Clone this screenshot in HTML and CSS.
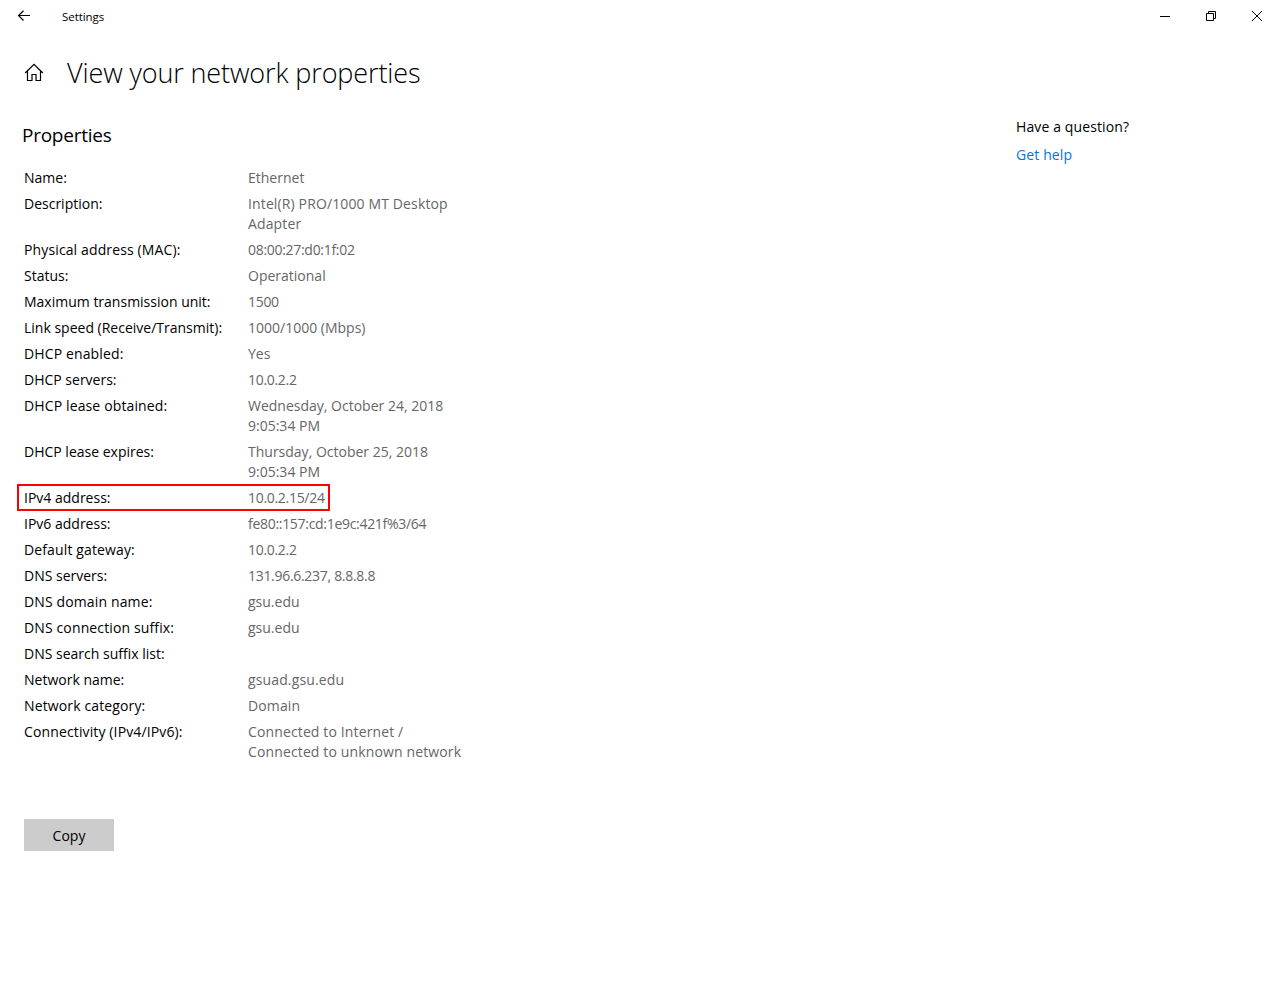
FILE: index.html
```html
<!DOCTYPE html>
<html lang="en">
<head>
    <meta charset="UTF-8">
    <meta name="viewport" content="width=device-width, initial-scale=1.0">
    <title>Settings</title>
    <link rel="stylesheet" href="styles.css">
</head>
<body>
    <header class="titlebar">
        <svg class="back" width="14" height="12" viewBox="0 0 14 12">
            <path d="M13 5.5H1.5M6.5 0.7L1.5 5.5L6.5 10.5"/>
        </svg>
        <span class="app-name">Settings</span>
        <div class="window-buttons">
            <svg width="12" height="12" viewBox="0 0 12 12"><path d="M1 6.5H11"/></svg>
            <svg width="12" height="12" viewBox="0 0 12 12"><path d="M1.5 3.5H8.5V10.5H1.5ZM3.5 3.5V1.5H10.5V8.5H8.5"/></svg>
            <svg width="12" height="12" viewBox="0 0 12 12"><path d="M1 1L11 11M11 1L1 11"/></svg>
        </div>
    </header>

    <div class="page-header">
        <svg class="home" width="20" height="20" viewBox="0 0 20 20">
            <path d="M1.2 10L10 1.4L18.8 10M3.5 8V17.5H8V11.5H12V17.5H16.5V8"/>
        </svg>
        <h1>View your network properties</h1>
    </div>

    <div class="content">
        <main>
            <h2>Properties</h2>
            <dl class="properties">
                <div class="row"><dt>Name:</dt><dd>Ethernet</dd></div>
                <div class="row"><dt>Description:</dt><dd class="wide">Intel(R) PRO/1000 MT Desktop<br>Adapter</dd></div>
                <div class="row"><dt class="wide">Physical address (MAC):</dt><dd class="digits">08:00:27:d0:1f:02</dd></div>
                <div class="row"><dt>Status:</dt><dd>Operational</dd></div>
                <div class="row"><dt>Maximum transmission unit:</dt><dd class="digits">1500</dd></div>
                <div class="row"><dt>Link speed (Receive/Transmit):</dt><dd>1000/1000 (Mbps)</dd></div>
                <div class="row"><dt class="wide">DHCP enabled:</dt><dd>Yes</dd></div>
                <div class="row"><dt>DHCP servers:</dt><dd class="digits">10.0.2.2</dd></div>
                <div class="row"><dt class="wide">DHCP lease obtained:</dt><dd>Wednesday, October 24, 2018<br>9:05:34 PM</dd></div>
                <div class="row"><dt>DHCP lease expires:</dt><dd>Thursday, October 25, 2018<br>9:05:34 PM</dd></div>
                <div class="row marked"><dt>IPv4 address:</dt><dd class="digits">10.0.2.15/24</dd></div>
                <div class="row"><dt>IPv6 address:</dt><dd class="digits">fe80::157:cd:1e9c:421f%3/64</dd></div>
                <div class="row"><dt class="wide">Default gateway:</dt><dd class="digits">10.0.2.2</dd></div>
                <div class="row"><dt>DNS servers:</dt><dd class="digits">131.96.6.237, 8.8.8.8</dd></div>
                <div class="row"><dt class="wide">DNS domain name:</dt><dd>gsu.edu</dd></div>
                <div class="row"><dt class="wide">DNS connection suffix:</dt><dd>gsu.edu</dd></div>
                <div class="row"><dt>DNS search suffix list:</dt><dd></dd></div>
                <div class="row"><dt>Network name:</dt><dd class="wide">gsuad.gsu.edu</dd></div>
                <div class="row"><dt class="wide">Network category:</dt><dd class="wide">Domain</dd></div>
                <div class="row"><dt class="wide">Connectivity (IPv4/IPv6):</dt><dd class="wide">Connected to Internet /<br>Connected to unknown network</dd></div>
            </dl>
            <button class="copy">Copy</button>
        </main>
        <aside class="help">
            <p>Have a question?</p>
            <a href="#">Get help</a>
        </aside>
    </div>
</body>
</html>
```
FILE: styles.css
```css
* {
    box-sizing: border-box;
}
body {
    margin: 0;
    background-color: #fff;
    color: #000;
    font-family: "Segoe UI", "Open Sans", "Noto Sans", sans-serif;
    font-size: 14px;
    line-height: 20px;
}
svg {
    display: block;
    fill: none;
    stroke: #000;
    stroke-width: 1;
}
.titlebar {
    display: flex;
    align-items: center;
    height: 32px;
    padding: 0 17px;
}
.back {
    stroke-width: 1.2;
}
.app-name {
    margin-left: 31px;
    padding-top: 1px;
    font-size: 11.5px;
    letter-spacing: -0.05px;
}
.window-buttons {
    display: flex;
    gap: 34px;
    margin-left: auto;
}
.page-header {
    display: flex;
    align-items: center;
    height: 80px;
    padding: 1px 0 0 24px;
}
.home {
    stroke-width: 1.2;
}
h1 {
    margin: 0 0 0 23px;
    font-size: 27px;
    font-weight: 300;
    line-height: 36px;
    letter-spacing: -0.12px;
}
h2 {
    margin: 0 0 20px -2px;
    font-size: 19px;
    font-weight: 400;
    line-height: 26px;
    letter-spacing: -0.25px;
}
.content {
    display: flex;
    padding: 10px 24px 0;
}
main {
    width: 992px;
}
.properties {
    display: flex;
    flex-direction: column;
    gap: 6px;
    margin: 0;
}
.row {
    display: flex;
}
dt {
    width: 224px;
}
dd {
    margin: 0;
    min-height: 20px;
    color: #666;
}
.wide {
    letter-spacing: 0.13px;
}
.digits {
    letter-spacing: -0.3px;
}
/* red frame sits in the gaps between rows */
.marked {
    width: 313px;
    margin: -4px 0 -3px -7px;
    padding: 2px 0 1px 5px;
    border: 2px solid #f00;
}
.copy {
    display: block;
    width: 90px;
    height: 32px;
    margin-top: 57px;
    padding: 1px 0 0;
    border: none;
    background-color: #ccc;
    color: #000;
    font: inherit;
}
.help {
    letter-spacing: 0.12px;
}
.help p {
    margin: -5px 0 8px;
}
.help a {
    color: #0078d7;
    text-decoration: none;
}
```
——
> _Task goal_: Images should not appear in the copy; retype the listing above exactly.

> _Task result_:
Clone this screenshot in HTML and CSS.
FILE: index.html
```html
<!DOCTYPE html>
<html lang="en">
<head>
    <meta charset="UTF-8">
    <meta name="viewport" content="width=device-width, initial-scale=1.0">
    <title>Settings</title>
    <link rel="stylesheet" href="styles.css">
</head>
<body>
    <header class="titlebar">
        <svg class="back" width="14" height="12" viewBox="0 0 14 12">
            <path d="M13 5.5H1.5M6.5 0.7L1.5 5.5L6.5 10.5"/>
        </svg>
        <span class="app-name">Settings</span>
        <div class="window-buttons">
            <svg width="12" height="12" viewBox="0 0 12 12"><path d="M1 6.5H11"/></svg>
            <svg width="12" height="12" viewBox="0 0 12 12"><path d="M1.5 3.5H8.5V10.5H1.5ZM3.5 3.5V1.5H10.5V8.5H8.5"/></svg>
            <svg width="12" height="12" viewBox="0 0 12 12"><path d="M1 1L11 11M11 1L1 11"/></svg>
        </div>
    </header>

    <div class="page-header">
        <svg class="home" width="20" height="20" viewBox="0 0 20 20">
            <path d="M1.2 10L10 1.4L18.8 10M3.5 8V17.5H8V11.5H12V17.5H16.5V8"/>
        </svg>
        <h1>View your network properties</h1>
    </div>

    <div class="content">
        <main>
            <h2>Properties</h2>
            <dl class="properties">
                <div class="row"><dt>Name:</dt><dd>Ethernet</dd></div>
                <div class="row"><dt>Description:</dt><dd class="wide">Intel(R) PRO/1000 MT Desktop<br>Adapter</dd></div>
                <div class="row"><dt class="wide">Physical address (MAC):</dt><dd class="digits">08:00:27:d0:1f:02</dd></div>
                <div class="row"><dt>Status:</dt><dd>Operational</dd></div>
                <div class="row"><dt>Maximum transmission unit:</dt><dd class="digits">1500</dd></div>
                <div class="row"><dt>Link speed (Receive/Transmit):</dt><dd>1000/1000 (Mbps)</dd></div>
                <div class="row"><dt class="wide">DHCP enabled:</dt><dd>Yes</dd></div>
                <div class="row"><dt>DHCP servers:</dt><dd class="digits">10.0.2.2</dd></div>
                <div class="row"><dt class="wide">DHCP lease obtained:</dt><dd>Wednesday, October 24, 2018<br>9:05:34 PM</dd></div>
                <div class="row"><dt>DHCP lease expires:</dt><dd>Thursday, October 25, 2018<br>9:05:34 PM</dd></div>
                <div class="row marked"><dt>IPv4 address:</dt><dd class="digits">10.0.2.15/24</dd></div>
                <div class="row"><dt>IPv6 address:</dt><dd class="digits">fe80::157:cd:1e9c:421f%3/64</dd></div>
                <div class="row"><dt class="wide">Default gateway:</dt><dd class="digits">10.0.2.2</dd></div>
                <div class="row"><dt>DNS servers:</dt><dd class="digits">131.96.6.237, 8.8.8.8</dd></div>
                <div class="row"><dt class="wide">DNS domain name:</dt><dd>gsu.edu</dd></div>
                <div class="row"><dt class="wide">DNS connection suffix:</dt><dd>gsu.edu</dd></div>
                <div class="row"><dt>DNS search suffix list:</dt><dd></dd></div>
                <div class="row"><dt>Network name:</dt><dd class="wide">gsuad.gsu.edu</dd></div>
                <div class="row"><dt class="wide">Network category:</dt><dd class="wide">Domain</dd></div>
                <div class="row"><dt class="wide">Connectivity (IPv4/IPv6):</dt><dd class="wide">Connected to Internet /<br>Connected to unknown network</dd></div>
            </dl>
            <button class="copy">Copy</button>
        </main>
        <aside class="help">
            <p>Have a question?</p>
            <a href="#">Get help</a>
        </aside>
    </div>
</body>
</html>
```
FILE: styles.css
```css
* {
    box-sizing: border-box;
}
body {
    margin: 0;
    background-color: #fff;
    color: #000;
    font-family: "Segoe UI", "Open Sans", "Noto Sans", sans-serif;
    font-size: 14px;
    line-height: 20px;
}
svg {
    display: block;
    fill: none;
    stroke: #000;
    stroke-width: 1;
}
.titlebar {
    display: flex;
    align-items: center;
    height: 32px;
    padding: 0 17px;
}
.back {
    stroke-width: 1.2;
}
.app-name {
    margin-left: 31px;
    padding-top: 1px;
    font-size: 11.5px;
    letter-spacing: -0.05px;
}
.window-buttons {
    display: flex;
    gap: 34px;
    margin-left: auto;
}
.page-header {
    display: flex;
    align-items: center;
    height: 80px;
    padding: 1px 0 0 24px;
}
.home {
    stroke-width: 1.2;
}
h1 {
    margin: 0 0 0 23px;
    font-size: 27px;
    font-weight: 300;
    line-height: 36px;
    letter-spacing: -0.12px;
}
h2 {
    margin: 0 0 20px -2px;
    font-size: 19px;
    font-weight: 400;
    line-height: 26px;
    letter-spacing: -0.25px;
}
.content {
    display: flex;
    padding: 10px 24px 0;
}
main {
    width: 992px;
}
.properties {
    display: flex;
    flex-direction: column;
    gap: 6px;
    margin: 0;
}
.row {
    display: flex;
}
dt {
    width: 224px;
}
dd {
    margin: 0;
    min-height: 20px;
    color: #666;
}
.wide {
    letter-spacing: 0.13px;
}
.digits {
    letter-spacing: -0.3px;
}
/* red frame sits in the gaps between rows */
.marked {
    width: 313px;
    margin: -4px 0 -3px -7px;
    padding: 2px 0 1px 5px;
    border: 2px solid #f00;
}
.copy {
    display: block;
    width: 90px;
    height: 32px;
    margin-top: 57px;
    padding: 1px 0 0;
    border: none;
    background-color: #ccc;
    color: #000;
    font: inherit;
}
.help {
    letter-spacing: 0.12px;
}
.help p {
    margin: -5px 0 8px;
}
.help a {
    color: #0078d7;
    text-decoration: none;
}
```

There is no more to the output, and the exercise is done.